PFAB#7: How to write a library

Jan 04, 2020

(You can also read this post on my blog)

Welcome to week 7 of Programming Feedback for Advanced Beginners. In this series I review a program sent to me by one of my readers. I highlight the things that I like and discuss the things that I think could be better. Most of all, I suggest small and big changes that the author could make in order to bring their program up to the next level.
(To receive all future PFABs as soon as they’re published, subscribe by email or follow me on Twitter. For the chance to have your code analyzed and featured in future a PFAB, go here)

This week we're going to peruse a program sent to me by Gianni Perez, a security analyst from the US of A. He spends most of his days searching for exploits and vulnerabilities, not building and maintaining large software projects, but he'll frequently throw together quick scripts to automate parts of his work. He says that he's always looking to improve his programming skills, and he asked me to take a look at a small project he recently finished.

Gianni's program is an implementation of the breadth-first search algorithm for finding the shortest path from A to B. A variation of breadth-first search (called Djikstra's Algorithm) is used by car and train journey-planners to find you the best route from here to there (and show you adverts at the same time).

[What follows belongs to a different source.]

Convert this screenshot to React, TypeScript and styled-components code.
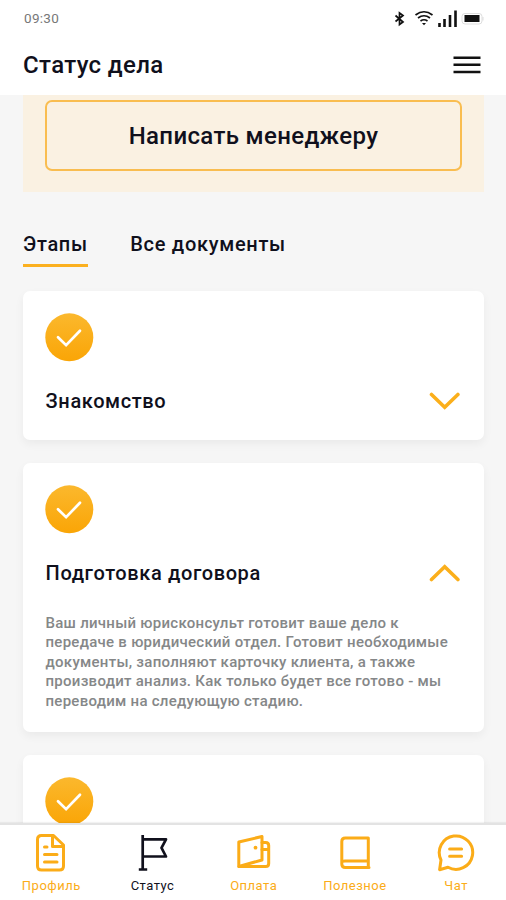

Breadth-first search is a staple of computer science undergraduate courses, although it's relatively rare that a real person has to implement it this outside of a university lab or an ill-conceived whiteboard job interview. Nonetheless, as we'll see, doing so can still be a satisfying and educational exercise.

Don't worry if the words "computer science" or "algorithm" make you nervous. We're going to be able to make intelligent observations about Gianni's code without having to know anything about the internals of breadth-first search. This is because we're not going to analyze whether Gianni has implemented the algorithm cleanly or even correctly (although as far as I can tell he has). Instead, we're going to pretend that we're considering whether to use his code as a library in order to perform breadth-first search in our own journey-planning project. We'll evaluate his code from the perspective of potential consumers, and discuss how to make library code more welcoming to new users.

Let's start with an optional paragraph or two summarizing what goes on inside a breadth-first search.

(You may find it useful to open Gianni's code to reference while you read this post)

Breadth-first search

The goal of breadth-first search is to find the shortest path through a network from a source to a destination. These networks are known as a graph, and a graph is composed of vertices - the nodes of the graph - and edges - the lines joining these nodes together. Suppose that we were trying to find the shortest route from city A to city B along the highways. Cities would be our vertices, and the highways joining them would be our edges. The overall highway network would be our graph.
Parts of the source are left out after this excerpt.